Emit the data below verbatim, stripping out any pictures.

★ ★ ★ ★

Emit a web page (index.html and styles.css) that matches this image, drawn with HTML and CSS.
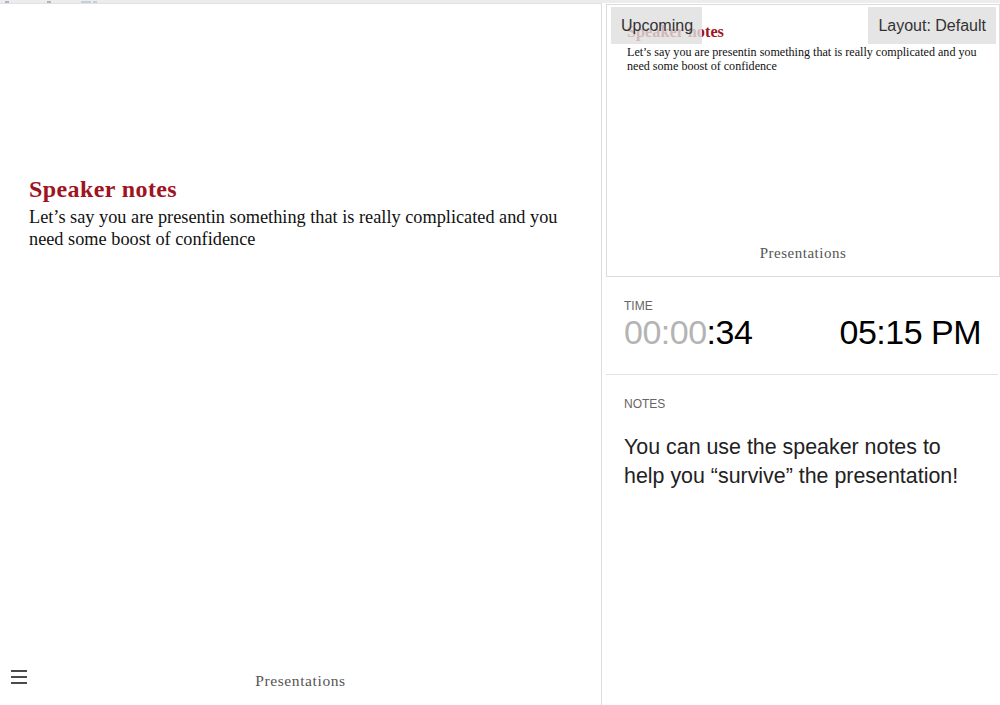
FILE: index.html
```html
<!DOCTYPE html>
<html>
<head>
<meta charset="utf-8">
<link rel="stylesheet" href="styles.css">
</head>
<body>
<div class="topstrip">
  <span class="frag f1"></span><span class="frag f2"></span><span class="frag f3"></span><span class="frag f4"></span>
</div>
<div class="main">
  <div class="current">
    <div class="slide">
      <h2 class="title">Speaker notes</h2>
      <p class="body">Let’s say you are presentin something that is really complicated and you need some boost of confidence</p>
    </div>
    <div class="footer">
      <span class="menu"><i></i><i></i><i></i></span>
      <span class="brand">Presentations</span>
    </div>
  </div>
  <div class="side">
    <div class="upcoming">
      <div class="mini">
        <h3 class="mini-title">Speaker notes</h3>
        <p class="mini-body">Let’s say you are presentin something that is really complicated and you need some boost of confidence</p>
      </div>
      <div class="mini-footer">Presentations</div>
      <span class="btn btn-up">Upcoming</span>
      <span class="btn btn-layout">Layout: Default</span>
    </div>
    <div class="time">
      <div class="label">TIME</div>
      <div class="clocks">
        <span class="timer"><span class="dim">00:00</span>:34</span>
        <span class="clock">05:15 PM</span>
      </div>
    </div>
    <div class="notes">
      <div class="label">NOTES</div>
      <p class="notes-text">You can use the speaker notes to help you “survive” the presentation!</p>
    </div>
  </div>
</div>
</body>
</html>
```

FILE: styles.css
```css
* { box-sizing: border-box; }
html, body { margin: 0; padding: 0; background: #fff; }
body { width: 1000px; height: 705px; overflow: hidden; font-family: "Liberation Sans", Arial, sans-serif; }

.topstrip {
  height: 3px;
  background: #ececec;
  display: flex;
  align-items: flex-start;
}
.frag { display: block; height: 2px; background: #a8b8c8; margin-top: 1px; }
.f1 { width: 4px; margin-left: 5px; }
.f2 { width: 4px; margin-left: 38px; }
.f3 { width: 10px; margin-left: 30px; background: #c3cfd9; }
.f4 { width: 4px; margin-left: 2px; background: #c3cfd9; }

.main { display: flex; height: 702px; }

.current {
  width: 602px;
  border-right: 1px solid #dcdcdc;
  border-top: 1px solid #e2e2e2;
  display: flex;
  flex-direction: column;
}
.slide { flex: 1; padding: 171px 20px 0 29px; font-family: "Liberation Serif", "Times New Roman", serif; }
.title { margin: 0; font-size: 24px; line-height: 28px; color: #9e1421; font-weight: bold; letter-spacing: 0.4px; }
.body { margin: 3px 0 0; font-size: 18.3px; line-height: 22px; color: #111; max-width: 545px; }

.footer { height: 46px; position: relative; display: flex; align-items: center; justify-content: center; }
.menu { position: absolute; left: 11px; top: 11px; width: 16px; display: flex; flex-direction: column; gap: 4px; }
.menu i { display: block; height: 2px; background: #4a4a4a; }
.brand { font-family: "Liberation Serif", serif; font-size: 15.5px; color: #555; letter-spacing: 0.6px; margin-top: -3px; }

.side { flex: 1; display: flex; flex-direction: column; }

.upcoming {
  position: relative;
  margin: 1px 0 0 4px;
  width: 394px;
  height: 273px;
  border: 1px solid #dcdcdc;
  display: flex;
  flex-direction: column;
  font-family: "Liberation Serif", serif;
}
.mini { flex: 1; padding: 18px 20px 0 20px; }
.mini-title { margin: 0; font-size: 16.3px; line-height: 18px; color: #9e1421; font-weight: bold; }
.mini-body { margin: 4px 0 0; font-size: 12.1px; line-height: 14px; color: #111; max-width: 352px; }
.mini-footer { height: 31px; text-align: center; font-size: 15px; color: #555; letter-spacing: 0.5px; }

.btn {
  position: absolute;
  top: 2px;
  height: 37px;
  background: rgba(222,222,222,0.8);
  color: #333;
  font-family: "Liberation Sans", Arial, sans-serif;
  font-size: 16px;
  line-height: 37px;
  padding: 0 10px;
  white-space: nowrap;
}
.btn-up { left: 4px; width: 91px; }
.btn-layout { right: 3px; text-align: center; padding: 0 10px; }

.time { padding: 22px 18px 0 18px; height: 98px; border-bottom: 1px solid #e2e2e2; margin-left: 4px; margin-right: 2px; }
.label { font-size: 12px; color: #666; line-height: 14px; }
.clocks { display: flex; justify-content: space-between; align-items: baseline; margin-top: -1px; }
.timer, .clock { font-size: 34px; line-height: 40px; color: #000; letter-spacing: -0.5px; }
.dim { color: #b4b4b4; }
.clock { margin-right: -1px; }

.notes { padding: 22px 30px 0 22px; }
.notes-text { margin: 22px 0 0; font-size: 21.4px; line-height: 29px; color: #222; }
```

★ ★ ★ ★

The solution
Emit a web page (index.html and styles.css) that matches this image, drawn with HTML and CSS.
FILE: index.html
```html
<!DOCTYPE html>
<html>
<head>
<meta charset="utf-8">
<link rel="stylesheet" href="styles.css">
</head>
<body>
<div class="topstrip">
  <span class="frag f1"></span><span class="frag f2"></span><span class="frag f3"></span><span class="frag f4"></span>
</div>
<div class="main">
  <div class="current">
    <div class="slide">
      <h2 class="title">Speaker notes</h2>
      <p class="body">Let’s say you are presentin something that is really complicated and you need some boost of confidence</p>
    </div>
    <div class="footer">
      <span class="menu"><i></i><i></i><i></i></span>
      <span class="brand">Presentations</span>
    </div>
  </div>
  <div class="side">
    <div class="upcoming">
      <div class="mini">
        <h3 class="mini-title">Speaker notes</h3>
        <p class="mini-body">Let’s say you are presentin something that is really complicated and you need some boost of confidence</p>
      </div>
      <div class="mini-footer">Presentations</div>
      <span class="btn btn-up">Upcoming</span>
      <span class="btn btn-layout">Layout: Default</span>
    </div>
    <div class="time">
      <div class="label">TIME</div>
      <div class="clocks">
        <span class="timer"><span class="dim">00:00</span>:34</span>
        <span class="clock">05:15 PM</span>
      </div>
    </div>
    <div class="notes">
      <div class="label">NOTES</div>
      <p class="notes-text">You can use the speaker notes to help you “survive” the presentation!</p>
    </div>
  </div>
</div>
</body>
</html>
```

FILE: styles.css
```css
* { box-sizing: border-box; }
html, body { margin: 0; padding: 0; background: #fff; }
body { width: 1000px; height: 705px; overflow: hidden; font-family: "Liberation Sans", Arial, sans-serif; }

.topstrip {
  height: 3px;
  background: #ececec;
  display: flex;
  align-items: flex-start;
}
.frag { display: block; height: 2px; background: #a8b8c8; margin-top: 1px; }
.f1 { width: 4px; margin-left: 5px; }
.f2 { width: 4px; margin-left: 38px; }
.f3 { width: 10px; margin-left: 30px; background: #c3cfd9; }
.f4 { width: 4px; margin-left: 2px; background: #c3cfd9; }

.main { display: flex; height: 702px; }

.current {
  width: 602px;
  border-right: 1px solid #dcdcdc;
  border-top: 1px solid #e2e2e2;
  display: flex;
  flex-direction: column;
}
.slide { flex: 1; padding: 171px 20px 0 29px; font-family: "Liberation Serif", "Times New Roman", serif; }
.title { margin: 0; font-size: 24px; line-height: 28px; color: #9e1421; font-weight: bold; letter-spacing: 0.4px; }
.body { margin: 3px 0 0; font-size: 18.3px; line-height: 22px; color: #111; max-width: 545px; }

.footer { height: 46px; position: relative; display: flex; align-items: center; justify-content: center; }
.menu { position: absolute; left: 11px; top: 11px; width: 16px; display: flex; flex-direction: column; gap: 4px; }
.menu i { display: block; height: 2px; background: #4a4a4a; }
.brand { font-family: "Liberation Serif", serif; font-size: 15.5px; color: #555; letter-spacing: 0.6px; margin-top: -3px; }

.side { flex: 1; display: flex; flex-direction: column; }

.upcoming {
  position: relative;
  margin: 1px 0 0 4px;
  width: 394px;
  height: 273px;
  border: 1px solid #dcdcdc;
  display: flex;
  flex-direction: column;
  font-family: "Liberation Serif", serif;
}
.mini { flex: 1; padding: 18px 20px 0 20px; }
.mini-title { margin: 0; font-size: 16.3px; line-height: 18px; color: #9e1421; font-weight: bold; }
.mini-body { margin: 4px 0 0; font-size: 12.1px; line-height: 14px; color: #111; max-width: 352px; }
.mini-footer { height: 31px; text-align: center; font-size: 15px; color: #555; letter-spacing: 0.5px; }

.btn {
  position: absolute;
  top: 2px;
  height: 37px;
  background: rgba(222,222,222,0.8);
  color: #333;
  font-family: "Liberation Sans", Arial, sans-serif;
  font-size: 16px;
  line-height: 37px;
  padding: 0 10px;
  white-space: nowrap;
}
.btn-up { left: 4px; width: 91px; }
.btn-layout { right: 3px; text-align: center; padding: 0 10px; }

.time { padding: 22px 18px 0 18px; height: 98px; border-bottom: 1px solid #e2e2e2; margin-left: 4px; margin-right: 2px; }
.label { font-size: 12px; color: #666; line-height: 14px; }
.clocks { display: flex; justify-content: space-between; align-items: baseline; margin-top: -1px; }
.timer, .clock { font-size: 34px; line-height: 40px; color: #000; letter-spacing: -0.5px; }
.dim { color: #b4b4b4; }
.clock { margin-right: -1px; }

.notes { padding: 22px 30px 0 22px; }
.notes-text { margin: 22px 0 0; font-size: 21.4px; line-height: 29px; color: #222; }
```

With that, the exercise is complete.